STATED PROBLEM:
Copy every line from the data below in which the string "styles" can be found.

───── DATASET ROWS ─────

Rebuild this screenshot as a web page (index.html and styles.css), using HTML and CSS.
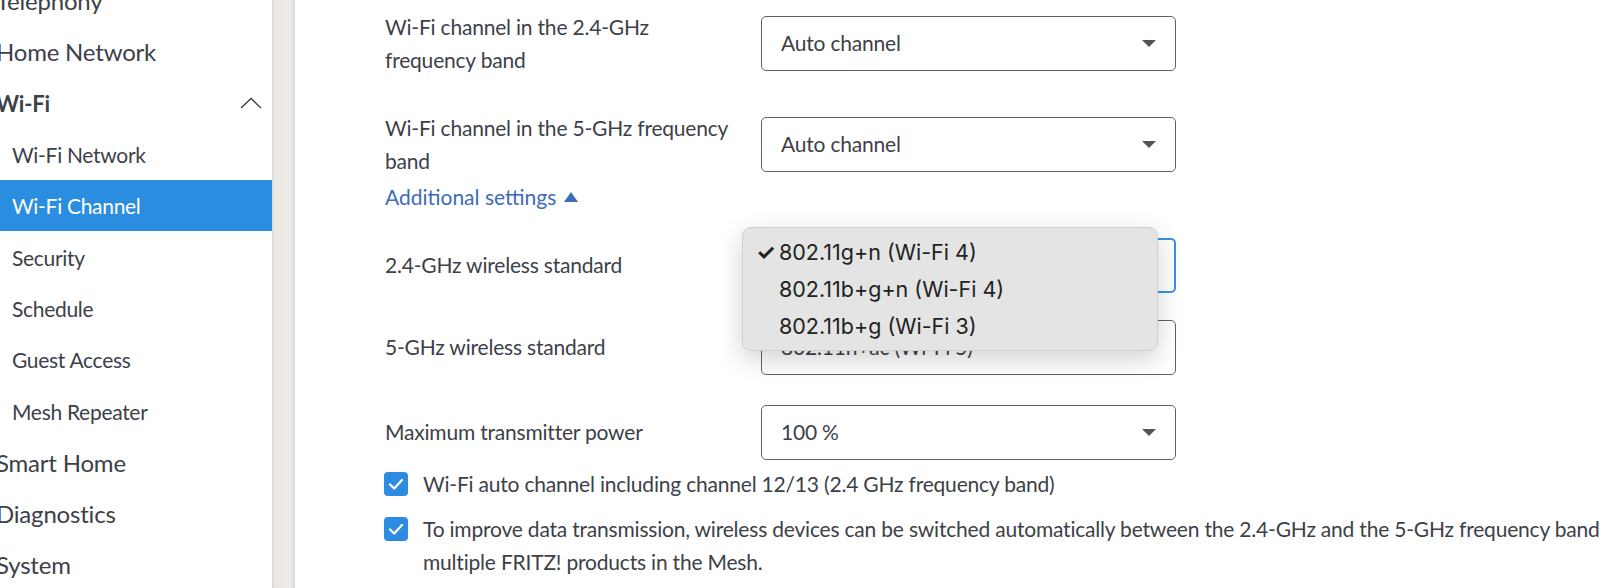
FILE: index.html
```html
<!DOCTYPE html>
<html lang="en">
<head>
    <meta charset="UTF-8">
    <meta name="viewport" content="width=device-width, initial-scale=1.0">
    <title>Wi-Fi Channel</title>
    <link rel="stylesheet" href="styles.css">
</head>
<body>
    <nav class="sidebar">
        <ul class="menu">
            <li class="menu-item">Telephony</li>
            <li class="menu-item">Home Network</li>
            <li class="menu-item open">
                <span>Wi-Fi</span>
                <svg class="chevron" width="22" height="12" viewBox="0 0 22 12"><path d="M1 11 L11 1.5 L21 11" fill="none" stroke="#3c4148" stroke-width="1.4"/></svg>
            </li>
            <li class="menu-item sub">Wi-Fi Network</li>
            <li class="menu-item sub active">Wi-Fi Channel</li>
            <li class="menu-item sub">Security</li>
            <li class="menu-item sub">Schedule</li>
            <li class="menu-item sub">Guest Access</li>
            <li class="menu-item sub">Mesh Repeater</li>
            <li class="menu-item">Smart Home</li>
            <li class="menu-item">Diagnostics</li>
            <li class="menu-item">System</li>
        </ul>
    </nav>
    <div class="scroll-strip"></div>

    <main class="content">
        <div class="form-row first">
            <label class="form-label">Wi-Fi channel in the 2.4-GHz frequency band</label>
            <div class="select"><span>Auto channel</span><span class="select-arrow"></span></div>
        </div>
        <div class="form-row">
            <label class="form-label">Wi-Fi channel in the 5-GHz frequency band</label>
            <div class="select"><span>Auto channel</span><span class="select-arrow"></span></div>
        </div>
        <a class="more-link" href="#">Additional settings <span class="more-arrow"></span></a>

        <div class="form-row single near">
            <label class="form-label">2.4-GHz wireless standard</label>
            <div class="select focused">
                <span>802.11g+n (Wi-Fi 4)</span><span class="select-arrow"></span>
                <ul class="popup">
                    <li class="popup-item"><span class="tick">✓</span>802.11g+n (Wi-Fi 4)</li>
                    <li class="popup-item"><span class="tick"></span>802.11b+g+n (Wi-Fi 4)</li>
                    <li class="popup-item"><span class="tick"></span>802.11b+g (Wi-Fi 3)</li>
                </ul>
            </div>
        </div>
        <div class="form-row single">
            <label class="form-label">5-GHz wireless standard</label>
            <div class="select"><span>802.11n+ac (Wi-Fi 5)</span><span class="select-arrow"></span></div>
        </div>
        <div class="form-row single far">
            <label class="form-label">Maximum transmitter power</label>
            <div class="select"><span>100 %</span><span class="select-arrow"></span></div>
        </div>

        <div class="check-row">
            <span class="checkbox"><svg width="24" height="24" viewBox="0 0 24 24"><path d="M6 12.5 L10.2 16.5 L18 8" fill="none" stroke="#fff" stroke-width="2.2" stroke-linecap="round" stroke-linejoin="round"/></svg></span>
            <p class="check-text">Wi-Fi auto channel including channel 12/13 (2.4 GHz frequency band)</p>
        </div>
        <div class="check-row second">
            <span class="checkbox"><svg width="24" height="24" viewBox="0 0 24 24"><path d="M6 12.5 L10.2 16.5 L18 8" fill="none" stroke="#fff" stroke-width="2.2" stroke-linecap="round" stroke-linejoin="round"/></svg></span>
            <p class="check-text">To improve data transmission, wireless devices can be switched automatically between the 2.4-GHz and the 5-GHz frequency band and between multiple FRITZ! products in the Mesh.</p>
        </div>
    </main>
</body>
</html>
```

FILE: styles.css
```css
html, body {
    margin: 0;
    height: 100%;
    overflow: hidden;
}
body {
    display: flex;
    width: 1600px;
    font-family: 'Source Sans Pro', Lato, sans-serif;
    color: #3c4148;
    background-color: #fff;
}
.sidebar {
    width: 272px;
    flex: none;
    overflow: hidden;
    background-color: #fff;
}
.menu {
    list-style: none;
    margin: -25px 0 0 -4px;
    padding: 0;
}
.menu-item {
    height: 51.3px;
    display: flex;
    align-items: center;
    font-size: 24px;
    letter-spacing: -0.2px;
}
.menu-item.open {
    font-size: 22px;
    font-weight: 700;
    justify-content: space-between;
    padding-right: 10px;
}
.menu-item.sub {
    font-size: 21px;
    letter-spacing: -0.3px;
    padding-left: 16px;
}
.menu-item.active {
    background-color: #2a8de0;
    color: #fff;
}
.scroll-strip {
    width: 23px;
    flex: none;
    background: linear-gradient(to right, #d8d4ce, #ebe8e3 12%, #eeebe6 80%, #dbd7d1);
}
.content {
    flex: none;
    width: 1400px;
    padding: 11px 0 0 90px;
    font-size: 21px;
    letter-spacing: -0.2px;
    line-height: 32.5px;
}
.form-row {
    display: flex;
    align-items: center;
    margin-top: 36px;
}
.form-row.first {
    margin-top: 0;
}
.form-row.single {
    margin-top: 27px;
}
.form-row.near {
    margin-top: 24px;
}
.form-row.far {
    margin-top: 30px;
}
.form-label {
    width: 350px;
    padding-right: 26px;
    flex: none;
}
.select {
    position: relative;
    width: 415px;
    height: 55px;
    box-sizing: border-box;
    border: 1px solid #5d6269;
    border-radius: 5px;
    display: flex;
    align-items: center;
    justify-content: space-between;
    padding: 0 19px 0 19px;
    color: #3c4148;
}
.select.focused {
    border: 2px solid #3a8fe3;
}
.select-arrow {
    width: 0;
    height: 0;
    border-left: 7px solid transparent;
    border-right: 7px solid transparent;
    border-top: 7px solid #50555c;
}
.more-link {
    display: inline-block;
    margin-top: 4px;
    color: #3d6cb4;
    letter-spacing: 0;
    text-decoration: none;
}
.more-arrow {
    display: inline-block;
    width: 0;
    height: 0;
    margin-left: 2px;
    border-left: 7px solid transparent;
    border-right: 7px solid transparent;
    border-bottom: 10px solid #3d6cb4;
    vertical-align: 3px;
}
.popup {
    position: absolute;
    z-index: 10;
    left: -21px;
    top: -13px;
    width: 416px;
    height: 124px;
    box-sizing: border-box;
    margin: 0;
    padding: 6px 0 0 0;
    list-style: none;
    background-color: #e3e4e3;
    border: 1px solid #cfd0cf;
    border-radius: 9px;
    box-shadow: 0 8px 26px rgba(0, 0, 0, 0.18);
    font-family: Inter, 'Liberation Sans', sans-serif;
    font-size: 21.5px;
    letter-spacing: 0;
    color: #222;
}
.popup-item {
    height: 37px;
    display: flex;
    align-items: center;
}
.tick {
    width: 23px;
    padding-left: 13px;
    font-size: 22px;
    font-weight: 700;
}
.check-row {
    display: flex;
    align-items: flex-start;
    margin-top: 8px;
}
.check-row.second {
    margin-top: 13px;
}
.checkbox {
    width: 24px;
    height: 24px;
    flex: none;
    margin: 4px 15px 0 -1px;
    border-radius: 4px;
    background-color: #2d8ce0;
}
.checkbox svg {
    display: block;
}
.check-text {
    margin: 0;
    width: 1345px;
}
```
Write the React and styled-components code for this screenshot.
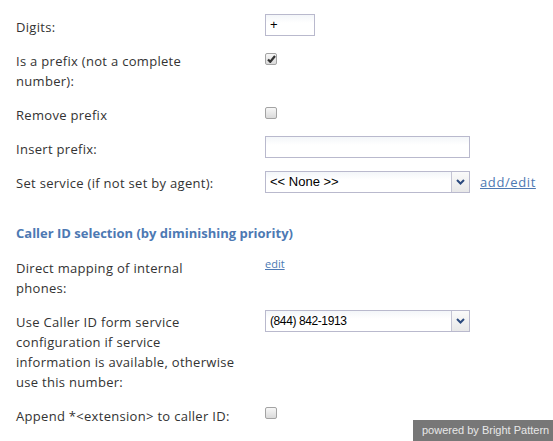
import React from 'react';
import styled, {createGlobalStyle} from 'styled-components';

const Global = createGlobalStyle`
  html, body {
    margin: 0;
    background: #fff;
  }
  body {
    font-family: 'Open Sans', 'Liberation Sans', sans-serif;
    font-size: 13px;
    color: #333;
  }
`

const Form = styled.div`
  padding: 10px 0 20px 16px;
`

const Row = styled.div`
  display: flex;
  align-items: flex-start;
  padding: 7px 0;
`

const Label = styled.div`
  width: 220px;
  margin-right: 13px;
  line-height: 20px;
  letter-spacing: 0.3px;
  flex-shrink: 0;
`

const Control = styled.div`
  margin-left: 16px;
  margin-top: ${props => props.$offset || 0}px;
  display: flex;
  align-items: center;
`

const TextBox = styled.div`
  box-sizing: border-box;
  width: ${props => props.$width}px;
  height: 22px;
  border: 1px solid #b9b9cd;
  background: linear-gradient(#f3f6f9, #fff 40%);
  font-family: 'Liberation Sans', Arial, sans-serif;
  font-size: 13px;
  color: #000;
  line-height: 20px;
  padding-left: 4px;
`

const Select = styled.div`
  box-sizing: border-box;
  width: 205px;
  height: 22px;
  border: 1px solid #b9b9cd;
  background: linear-gradient(#f3f6f9, #fff 40%);
  display: flex;
`

const SelectText = styled.div`
  flex: 1;
  padding-left: 4px;
  line-height: 20px;
  font-family: 'Liberation Sans', Arial, sans-serif;
  font-size: ${props => props.$size || 13}px;
  letter-spacing: ${props => props.$spacing || 0}px;
  color: #000;
`

const Arrow = styled.div`
  width: 17px;
  border-left: 1px solid #c4c4d4;
  background: linear-gradient(#fafafa, #e8e8e8);
  display: flex;
  align-items: center;
  justify-content: center;
`

const Check = styled.div`
  box-sizing: border-box;
  width: 12px;
  height: 12px;
  border: 1px solid #a3a3a3;
  border-radius: 2px;
  background: linear-gradient(#f7f7f7, #dadada);
  display: flex;
  align-items: center;
  justify-content: center;
`

const Link = styled.a`
  color: #4d79b3;
  text-decoration: underline;
  font-size: ${props => props.$size || 13}px;
  line-height: ${props => props.$size ? 14 : 20}px;
  letter-spacing: ${props => props.$size ? 0 : 0.6}px;
  margin-left: ${props => props.$gap || 0}px;
  cursor: pointer;
`

const Heading = styled.div`
  margin: 23px 0 8px;
  line-height: 20px;
  font-weight: bold;
  color: #4d79b3;
`

const Badge = styled.div`
  position: fixed;
  right: 0;
  bottom: 0;
  box-sizing: border-box;
  width: 140px;
  height: 21px;
  padding-left: 9px;
  background: #777;
  color: #e8e8e8;
  font-family: 'Liberation Sans', Arial, sans-serif;
  font-size: 11px;
  line-height: 21px;
  white-space: nowrap;
`

const Chevron = () => (
    <svg width="9" height="6" viewBox="0 0 9 6">
        <path d="M1 1 L4.5 4.5 L8 1" fill="none" stroke="#2b4a7e" strokeWidth="2"/>
    </svg>
)

const CheckBox = ({checked}) => (
    <Check>
        {checked &&
            <svg width="9" height="8" viewBox="0 0 9 8">
                <path d="M1 4.5 L3.3 6.8 L8 1" fill="none" stroke="#333" strokeWidth="2.2"/>
            </svg>}
    </Check>
)

const App = () => {
    return (
        <Form>
            <Global/>
            <Row>
                <Label>Digits:</Label>
                <Control $offset={-3}><TextBox $width={50}>+</TextBox></Control>
            </Row>
            <Row>
                <Label>Is a prefix (not a complete number):</Label>
                <Control $offset={2}><CheckBox checked/></Control>
            </Row>
            <Row>
                <Label>Remove prefix</Label>
                <Control $offset={2}><CheckBox/></Control>
            </Row>
            <Row>
                <Label>Insert prefix:</Label>
                <Control $offset={-3}><TextBox $width={205}/></Control>
            </Row>
            <Row>
                <Label>Set service (if not set by agent):</Label>
                <Control $offset={-2}>
                    <Select>
                        <SelectText>&lt;&lt; None &gt;&gt;</SelectText>
                        <Arrow><Chevron/></Arrow>
                    </Select>
                    <Link $gap={10}>add/edit</Link>
                </Control>
            </Row>

            <Heading>Caller ID selection (by diminishing priority)</Heading>

            <Row>
                <Label>Direct mapping of internal phones:</Label>
                <Control $offset={-1}><Link $size={11}>edit</Link></Control>
            </Row>
            <Row>
                <Label>Use Caller ID form service configuration if service information is available, otherwise use this number:</Label>
                <Control $offset={-2}>
                    <Select>
                        <SelectText $size={12} $spacing={-0.4}>(844) 842-1913</SelectText>
                        <Arrow><Chevron/></Arrow>
                    </Select>
                </Control>
            </Row>
            <Row>
                <Label>Append *&lt;extension&gt; to caller ID:</Label>
                <Control $offset={1}><CheckBox/></Control>
            </Row>

            <Badge>powered by Bright Pattern</Badge>
        </Form>
    );
};

export default App;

─────

REPLY:
Rebuild this screenshot as a web page (index.html and styles.css), using HTML and CSS.
    <link rel="stylesheet" href="styles.css">
FILE: styles.css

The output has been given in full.